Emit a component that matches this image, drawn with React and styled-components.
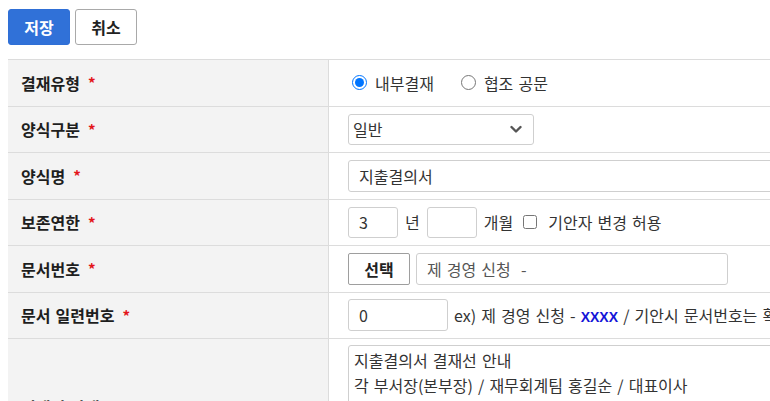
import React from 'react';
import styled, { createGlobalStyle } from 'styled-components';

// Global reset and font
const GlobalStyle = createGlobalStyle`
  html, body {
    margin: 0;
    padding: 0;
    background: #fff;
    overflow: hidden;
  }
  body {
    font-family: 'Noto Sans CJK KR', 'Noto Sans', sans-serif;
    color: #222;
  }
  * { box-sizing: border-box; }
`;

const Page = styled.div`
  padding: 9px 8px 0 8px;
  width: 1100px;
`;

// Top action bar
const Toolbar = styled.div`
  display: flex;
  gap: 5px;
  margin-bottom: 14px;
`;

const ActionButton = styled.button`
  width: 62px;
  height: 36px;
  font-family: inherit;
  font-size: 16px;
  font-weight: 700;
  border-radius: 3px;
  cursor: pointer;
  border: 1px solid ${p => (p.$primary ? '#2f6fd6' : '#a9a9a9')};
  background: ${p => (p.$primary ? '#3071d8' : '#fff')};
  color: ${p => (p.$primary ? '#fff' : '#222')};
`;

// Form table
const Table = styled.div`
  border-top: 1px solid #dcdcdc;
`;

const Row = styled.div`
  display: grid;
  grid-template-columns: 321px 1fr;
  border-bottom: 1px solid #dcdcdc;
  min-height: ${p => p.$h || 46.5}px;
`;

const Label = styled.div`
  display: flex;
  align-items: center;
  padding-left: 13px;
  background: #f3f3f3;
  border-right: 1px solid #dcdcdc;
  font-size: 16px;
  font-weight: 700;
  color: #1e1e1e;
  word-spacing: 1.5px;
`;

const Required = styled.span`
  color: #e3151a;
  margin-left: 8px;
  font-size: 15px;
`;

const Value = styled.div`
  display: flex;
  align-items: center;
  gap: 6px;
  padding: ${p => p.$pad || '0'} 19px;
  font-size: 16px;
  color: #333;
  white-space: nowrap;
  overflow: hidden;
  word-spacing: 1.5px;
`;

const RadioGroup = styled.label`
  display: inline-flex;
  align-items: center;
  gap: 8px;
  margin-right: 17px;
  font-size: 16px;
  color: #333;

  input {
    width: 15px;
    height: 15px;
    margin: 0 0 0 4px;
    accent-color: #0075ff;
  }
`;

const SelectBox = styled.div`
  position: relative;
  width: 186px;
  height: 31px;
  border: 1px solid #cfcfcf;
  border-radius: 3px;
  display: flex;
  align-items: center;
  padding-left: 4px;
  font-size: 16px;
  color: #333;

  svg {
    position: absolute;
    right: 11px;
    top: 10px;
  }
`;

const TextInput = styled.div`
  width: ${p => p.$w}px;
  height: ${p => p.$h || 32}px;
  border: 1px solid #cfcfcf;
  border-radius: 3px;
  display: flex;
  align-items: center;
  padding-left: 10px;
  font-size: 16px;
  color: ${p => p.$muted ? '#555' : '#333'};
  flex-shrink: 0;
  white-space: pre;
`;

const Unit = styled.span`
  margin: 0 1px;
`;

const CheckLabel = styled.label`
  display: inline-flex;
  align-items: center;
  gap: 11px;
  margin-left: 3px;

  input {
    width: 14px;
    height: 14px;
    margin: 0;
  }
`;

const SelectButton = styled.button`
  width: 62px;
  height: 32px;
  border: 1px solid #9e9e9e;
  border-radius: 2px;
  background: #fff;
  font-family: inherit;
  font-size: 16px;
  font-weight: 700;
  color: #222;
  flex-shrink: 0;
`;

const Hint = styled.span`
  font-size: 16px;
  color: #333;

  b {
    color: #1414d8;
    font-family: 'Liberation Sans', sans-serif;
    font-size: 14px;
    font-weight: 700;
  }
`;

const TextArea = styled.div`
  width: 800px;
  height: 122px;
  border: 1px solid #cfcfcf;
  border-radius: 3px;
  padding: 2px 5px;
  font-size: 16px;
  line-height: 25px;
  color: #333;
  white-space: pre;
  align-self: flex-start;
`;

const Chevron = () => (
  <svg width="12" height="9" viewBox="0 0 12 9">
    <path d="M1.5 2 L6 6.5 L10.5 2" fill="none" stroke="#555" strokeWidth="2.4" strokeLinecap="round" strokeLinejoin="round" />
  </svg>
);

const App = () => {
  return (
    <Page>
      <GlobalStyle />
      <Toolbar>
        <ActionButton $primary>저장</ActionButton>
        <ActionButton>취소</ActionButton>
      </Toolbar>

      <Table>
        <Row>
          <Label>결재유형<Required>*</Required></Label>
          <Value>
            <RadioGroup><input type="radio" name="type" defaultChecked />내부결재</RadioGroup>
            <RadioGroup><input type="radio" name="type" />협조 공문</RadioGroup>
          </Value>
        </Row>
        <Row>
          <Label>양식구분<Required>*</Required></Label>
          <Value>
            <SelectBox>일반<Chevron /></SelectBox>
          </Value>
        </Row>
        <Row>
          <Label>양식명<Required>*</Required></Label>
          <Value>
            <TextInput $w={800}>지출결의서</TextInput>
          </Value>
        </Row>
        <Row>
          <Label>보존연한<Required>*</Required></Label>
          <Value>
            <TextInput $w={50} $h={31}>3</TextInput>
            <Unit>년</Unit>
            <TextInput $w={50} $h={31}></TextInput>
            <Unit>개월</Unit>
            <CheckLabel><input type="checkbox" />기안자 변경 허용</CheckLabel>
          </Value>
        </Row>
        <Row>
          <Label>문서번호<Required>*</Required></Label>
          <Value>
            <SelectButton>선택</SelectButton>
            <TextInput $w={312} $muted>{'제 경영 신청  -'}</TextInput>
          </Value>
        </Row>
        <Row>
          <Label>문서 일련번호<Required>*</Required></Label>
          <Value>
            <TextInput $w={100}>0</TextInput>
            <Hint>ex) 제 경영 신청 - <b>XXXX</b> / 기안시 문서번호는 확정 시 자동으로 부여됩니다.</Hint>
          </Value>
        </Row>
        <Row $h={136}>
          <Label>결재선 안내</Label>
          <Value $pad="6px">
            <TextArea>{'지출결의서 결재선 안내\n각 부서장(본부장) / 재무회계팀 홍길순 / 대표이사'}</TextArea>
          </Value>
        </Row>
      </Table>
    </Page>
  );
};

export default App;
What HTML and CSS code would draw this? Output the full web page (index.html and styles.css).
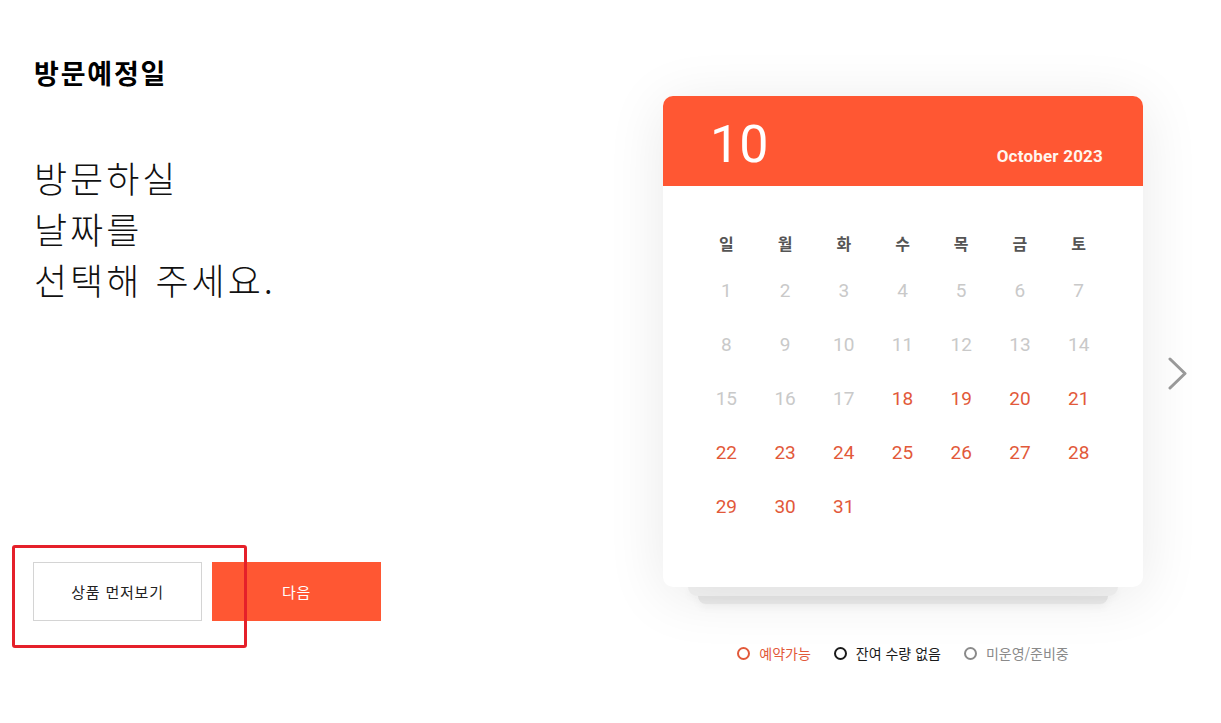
--
= DIRECTIONS FOR THIS TASK =
Leave out the pictures and output the rest of the material exactly as written.

= FINISHED EXERCISE =
Emit a component that matches this image, drawn with React and styled-components.
import React from 'react';
import styled, { createGlobalStyle } from 'styled-components';

// Global reset and font
const GlobalStyle = createGlobalStyle`
  html, body {
    margin: 0;
    padding: 0;
    background: #fff;
    overflow: hidden;
  }
  body {
    font-family: 'Noto Sans CJK KR', 'Noto Sans', sans-serif;
    color: #222;
  }
  * { box-sizing: border-box; }
`;

const Page = styled.div`
  padding: 9px 8px 0 8px;
  width: 1100px;
`;

// Top action bar
const Toolbar = styled.div`
  display: flex;
  gap: 5px;
  margin-bottom: 14px;
`;

const ActionButton = styled.button`
  width: 62px;
  height: 36px;
  font-family: inherit;
  font-size: 16px;
  font-weight: 700;
  border-radius: 3px;
  cursor: pointer;
  border: 1px solid ${p => (p.$primary ? '#2f6fd6' : '#a9a9a9')};
  background: ${p => (p.$primary ? '#3071d8' : '#fff')};
  color: ${p => (p.$primary ? '#fff' : '#222')};
`;

// Form table
const Table = styled.div`
  border-top: 1px solid #dcdcdc;
`;

const Row = styled.div`
  display: grid;
  grid-template-columns: 321px 1fr;
  border-bottom: 1px solid #dcdcdc;
  min-height: ${p => p.$h || 46.5}px;
`;

const Label = styled.div`
  display: flex;
  align-items: center;
  padding-left: 13px;
  background: #f3f3f3;
  border-right: 1px solid #dcdcdc;
  font-size: 16px;
  font-weight: 700;
  color: #1e1e1e;
  word-spacing: 1.5px;
`;

const Required = styled.span`
  color: #e3151a;
  margin-left: 8px;
  font-size: 15px;
`;

const Value = styled.div`
  display: flex;
  align-items: center;
  gap: 6px;
  padding: ${p => p.$pad || '0'} 19px;
  font-size: 16px;
  color: #333;
  white-space: nowrap;
  overflow: hidden;
  word-spacing: 1.5px;
`;

const RadioGroup = styled.label`
  display: inline-flex;
  align-items: center;
  gap: 8px;
  margin-right: 17px;
  font-size: 16px;
  color: #333;

  input {
    width: 15px;
    height: 15px;
    margin: 0 0 0 4px;
    accent-color: #0075ff;
  }
`;

const SelectBox = styled.div`
  position: relative;
  width: 186px;
  height: 31px;
  border: 1px solid #cfcfcf;
  border-radius: 3px;
  display: flex;
  align-items: center;
  padding-left: 4px;
  font-size: 16px;
  color: #333;

  svg {
    position: absolute;
    right: 11px;
    top: 10px;
  }
`;

const TextInput = styled.div`
  width: ${p => p.$w}px;
  height: ${p => p.$h || 32}px;
  border: 1px solid #cfcfcf;
  border-radius: 3px;
  display: flex;
  align-items: center;
  padding-left: 10px;
  font-size: 16px;
  color: ${p => p.$muted ? '#555' : '#333'};
  flex-shrink: 0;
  white-space: pre;
`;

const Unit = styled.span`
  margin: 0 1px;
`;

const CheckLabel = styled.label`
  display: inline-flex;
  align-items: center;
  gap: 11px;
  margin-left: 3px;

  input {
    width: 14px;
    height: 14px;
    margin: 0;
  }
`;

const SelectButton = styled.button`
  width: 62px;
  height: 32px;
  border: 1px solid #9e9e9e;
  border-radius: 2px;
  background: #fff;
  font-family: inherit;
  font-size: 16px;
  font-weight: 700;
  color: #222;
  flex-shrink: 0;
`;

const Hint = styled.span`
  font-size: 16px;
  color: #333;

  b {
    color: #1414d8;
    font-family: 'Liberation Sans', sans-serif;
    font-size: 14px;
    font-weight: 700;
  }
`;

const TextArea = styled.div`
  width: 800px;
  height: 122px;
  border: 1px solid #cfcfcf;
  border-radius: 3px;
  padding: 2px 5px;
  font-size: 16px;
  line-height: 25px;
  color: #333;
  white-space: pre;
  align-self: flex-start;
`;

const Chevron = () => (
  <svg width="12" height="9" viewBox="0 0 12 9">
    <path d="M1.5 2 L6 6.5 L10.5 2" fill="none" stroke="#555" strokeWidth="2.4" strokeLinecap="round" strokeLinejoin="round" />
  </svg>
);

const App = () => {
  return (
    <Page>
      <GlobalStyle />
      <Toolbar>
        <ActionButton $primary>저장</ActionButton>
        <ActionButton>취소</ActionButton>
      </Toolbar>

      <Table>
        <Row>
          <Label>결재유형<Required>*</Required></Label>
          <Value>
            <RadioGroup><input type="radio" name="type" defaultChecked />내부결재</RadioGroup>
            <RadioGroup><input type="radio" name="type" />협조 공문</RadioGroup>
          </Value>
        </Row>
        <Row>
          <Label>양식구분<Required>*</Required></Label>
          <Value>
            <SelectBox>일반<Chevron /></SelectBox>
          </Value>
        </Row>
        <Row>
          <Label>양식명<Required>*</Required></Label>
          <Value>
            <TextInput $w={800}>지출결의서</TextInput>
          </Value>
        </Row>
        <Row>
          <Label>보존연한<Required>*</Required></Label>
          <Value>
            <TextInput $w={50} $h={31}>3</TextInput>
            <Unit>년</Unit>
            <TextInput $w={50} $h={31}></TextInput>
            <Unit>개월</Unit>
            <CheckLabel><input type="checkbox" />기안자 변경 허용</CheckLabel>
          </Value>
        </Row>
        <Row>
          <Label>문서번호<Required>*</Required></Label>
          <Value>
            <SelectButton>선택</SelectButton>
            <TextInput $w={312} $muted>{'제 경영 신청  -'}</TextInput>
          </Value>
        </Row>
        <Row>
          <Label>문서 일련번호<Required>*</Required></Label>
          <Value>
            <TextInput $w={100}>0</TextInput>
            <Hint>ex) 제 경영 신청 - <b>XXXX</b> / 기안시 문서번호는 확정 시 자동으로 부여됩니다.</Hint>
          </Value>
        </Row>
        <Row $h={136}>
          <Label>결재선 안내</Label>
          <Value $pad="6px">
            <TextArea>{'지출결의서 결재선 안내\n각 부서장(본부장) / 재무회계팀 홍길순 / 대표이사'}</TextArea>
          </Value>
        </Row>
      </Table>
    </Page>
  );
};

export default App;
What HTML and CSS code would draw this? Output the full web page (index.html and styles.css).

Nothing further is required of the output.